During spring break, while most students were busy volunteering, writing theses, vacationing or relaxing, Yale announced a 4 percent increase in cost of attendance for the second year in a row. Last year, the announcement came in the form of a Yale News article. This year, University Spokesman Tom Conroy sent a press release to the Yale Daily News, and the News put an article online immediately. In both instances, the articles went live at a time when few students were likely to be reading Yale publications. Not a single email was sent to the campus or greater Yale community.
The cost of attendance for the 2014-’15 year has been set at $63,250, up $2,350 from the term bill for 2013-’14. Yale’s cost of attendance has been steadily increasing for the past decade — the cost of attendance for the 2007-’08 year was $45,000. The cost of attending Yale College has increased by nearly $20,000 in an eight-year period. This is a problem for students across the socioeconomic spectrum.
Families not receiving financial aid are forced to pay thousands more each year without many tangible changes in the product received. And although the University claims, “the cost of Yale next year for parents of current students receiving financial aid will not increase,” the student portions of the financial aid package have increased once again.
This year’s press release noted that students receiving financial aid would be asked to contribute $50 more to the “self-help” portion of their package next year, a portion typically paid for with a term-time job. Although this $50 increase may seem negligible, it follows a $300 increase in self-help payments over the past two years. During the 2008-2009 year, the self-help contribution was $2,500. Next year, it will be $3,350 for upperclassmen and $2,850 for freshmen. And campus minimum wage has risen by a mere 70 cents since 2008. In an interview with the News, Director of Student Financial Services Caesar Storlazzi said there are no plans to raise the minimum wage in the upcoming year.
Another key piece of information was left out of the press release: The student income contribution, the portion contributed from summer earnings, has also risen once again. Financial aid recipients will be asked to contribute $3,050 this summer, up from $2,400 in 2008. To summarize, upperclassmen on financial aid will be asked to contribute $6,400 towards their education, while their counterparts in 2008 paid $4,900. Yet Yale continues to claim that they meet full demonstrated need, as the family portion of the financial aid package has not changed.
Rising costs of attendance force students to either work longer hours, take out loans or financially squeeze their families. This trend is particularly strange given Yale’s recent attempts to recruit more low-income students and improve their college experience through programs like Freshman Scholars at Yale.
Costs of attendance have been rising steadily at schools across the country. According to the College Board, the average cost of attendance at private, non-profit four-year colleges has increased 14 percent beyond the rate of inflation since 2008. At public four-year institutions, costs have risen by 27 percent.

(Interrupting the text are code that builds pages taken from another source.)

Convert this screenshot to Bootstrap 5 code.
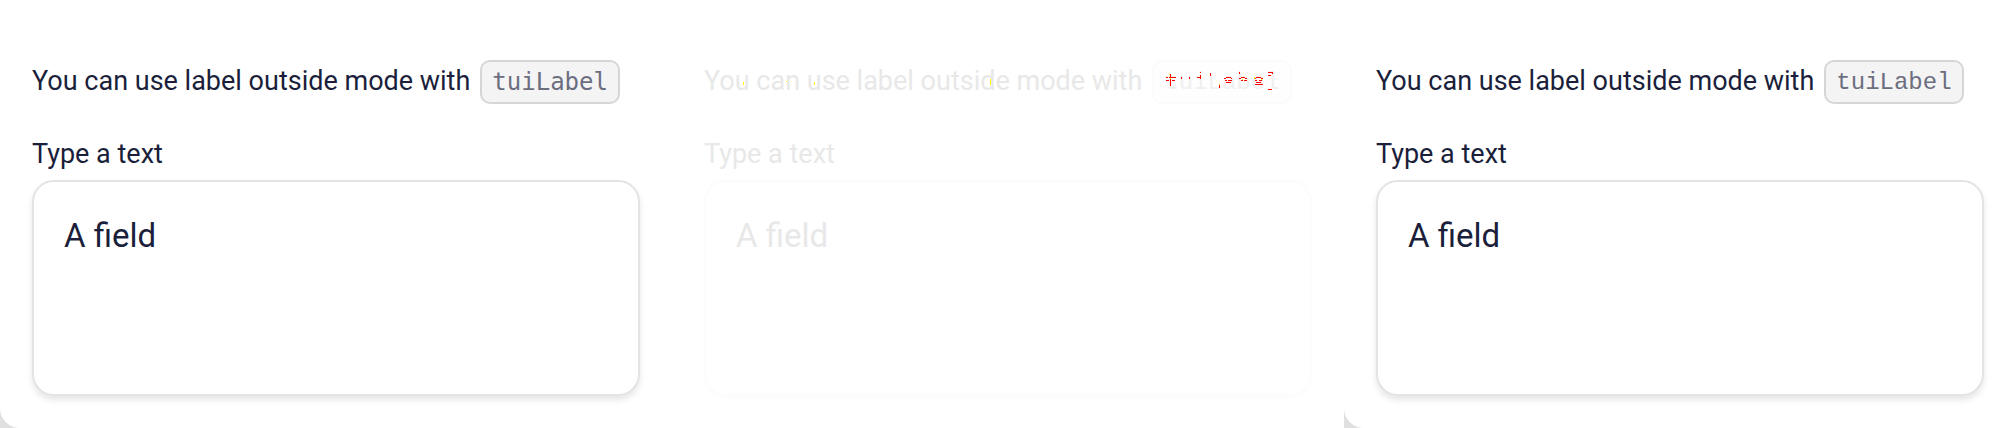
<!DOCTYPE html>
<html lang="en">
<head>
<meta charset="utf-8">
<meta name="viewport" content="width=device-width, initial-scale=1">
<title>Label outside mode</title>
<link href="https://cdn.jsdelivr.net/npm/bootstrap@5.3.0/dist/css/bootstrap.min.css" rel="stylesheet">
<style>
body{background:#fff;color:#1b1f3b;font-family:Roboto,"Liberation Sans",sans-serif}
.panel{padding:58px 32px 32px;background:#fff;border-bottom-left-radius:20px}
.backing{background:#e0e0e0}
.intro{font-size:27px;line-height:48px;margin-bottom:32px}
.intro span{padding-bottom:2px;line-height:46px}
.token{font-family:"DejaVu Sans Mono",monospace;font-size:24px;line-height:28px;color:#6c6e80;background:#f4f4f4;border:2px solid #d6d6d6;border-radius:10px;padding:6px 10px;margin-left:10px}
.token-slab{font-family:"Liberation Mono",monospace;padding:7px 10px 5px}
.caption-text{font-size:27px;line-height:32px;margin-bottom:10px}
.field{height:216px;font-size:33px;line-height:40px;color:#1b1f3b;border:2px solid #e4e4e4;border-radius:22px;padding:34px 30px;resize:none;box-shadow:0 4px 6px rgba(0,0,0,.1)}
.ghost,.ghost .field{color:#e8e8e8}
.ghost .field{border-color:#fcfcfc;box-shadow:0 4px 6px rgba(0,0,0,.01)}
.ghost .token{background:#fefefe;border-color:#fbfbfb;color:#f0f0f0}
.marks{position:absolute;width:124px;height:30px;left:6px;top:4px}
.marks-wide{position:absolute;width:280px;height:30px;left:26px;top:7px}
</style>
</head>
<body>
<main class="container-fluid p-0"><div class="row g-0">
<div class="col-4 backing"><section class="panel"><p class="intro text-nowrap d-flex align-items-center"><span>You can use label outside mode with</span><code class="token">tuiLabel</code></p><label class="caption-text d-block" for="a">Type a text</label><textarea id="a" class="form-control field">A field</textarea></section></div>
<div class="col-4"><section class="panel ghost"><p class="intro text-nowrap d-flex align-items-center position-relative"><span>You can use label outside mode with</span><code class="token token-slab position-relative">tuiLabel<svg class="marks" viewBox="0 0 372 90" fill="red" aria-hidden="true"><path d="M30 24h3v36h-3zM18 33h6v3h-6zM27 33h21v3h-21zM18 42h9v3h-9zM36 42h9v3h-9zM63 33h3v6h-3zM87 33h3v6h-3zM120 18h3v3h-3zM120 27h3v12h-3zM111 33h9v3h-9zM150 21h3v9h-3zM177 57h3v9h-3zM198 33h15v3h-15zM192 36h6v3h-6zM213 36h3v3h-3zM195 42h6v3h-6zM204 42h12v3h-12zM198 48h15v3h-15zM237 18h3v6h-3zM243 33h12v3h-12zM237 36h6v3h-6zM255 36h6v3h-6zM243 42h6v3h-6zM252 42h9v3h-9zM288 33h15v3h-15zM282 36h6v3h-6zM303 36h6v3h-6zM285 42h6v3h-6zM297 42h9v3h-9zM288 48h15v3h-15zM285 54h24v3h-24zM324 18h15v3h-15zM336 21h3v3h-3zM324 27h9v3h-9zM324 69h12v3h-12z"/><path fill="#ff0" d="M27 24h3v3h-3zM30 36h3v3h-3zM177 54h3v3h-3zM246 39h3v3h-3zM282 33h3v6h-3zM303 39h3v3h-3z"/></svg></code><svg class="marks-wide" viewBox="0 0 840 90" fill="#ff0" aria-hidden="true"><path d="M39 51h3v9h-3zM168 48h3v3h-3zM252 51h3v9h-3zM780 42h3v18h-3z"/></svg></p><label class="caption-text d-block" for="b">Type a text</label><textarea id="b" class="form-control field">A field</textarea></section></div>
<div class="col-4 backing"><section class="panel"><p class="intro text-nowrap d-flex align-items-center"><span>You can use label outside mode with</span><code class="token token-slab">tuiLabel</code></p><label class="caption-text d-block" for="c">Type a text</label><textarea id="c" class="form-control field">A field</textarea></section></div>
</div></main>
<script src="https://cdn.jsdelivr.net/npm/bootstrap@5.3.0/dist/js/bootstrap.bundle.min.js"></script>
</body>
</html>
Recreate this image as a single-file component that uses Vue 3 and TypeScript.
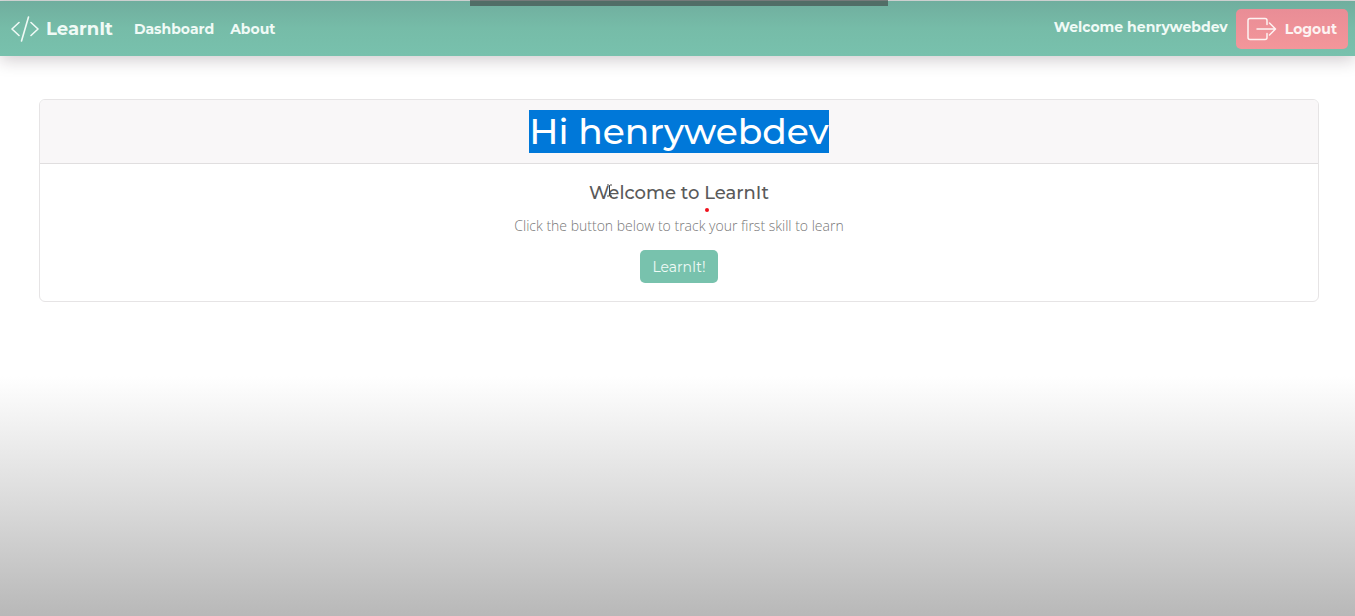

Rising college costs each year have become the standard in the United States, yet the situation could not be more dramatically different just across our northern border. College students in Quebec went on strike and protested for 100 days straight in 2012 in response to a government plan to raise tuition by $1,625 over five years. The student unions refused to accept the compromise of a seven-year plan, eventually forcing the education minister to resign. That fall, the tuition hikes were eliminated, and it was announced that tuition would be indexed to cost of living.
The proposed rise in Quebec college tuition would have resulted in total costs far lower than American college costs, but those students chose to take to the streets and force their government to back down. Yet, American students have watched costs rise dramatically for years, exhibiting little to no resistance.
It is time for American students, including us at Yale, to take a cue from up north and demand an end to rising college costs. At the very least, the Yale administration owes undergraduates a transparent, well-publicized explanation as to why costs have risen nearly $20,000 in just eight years — not a short press release announcement while campus is empty.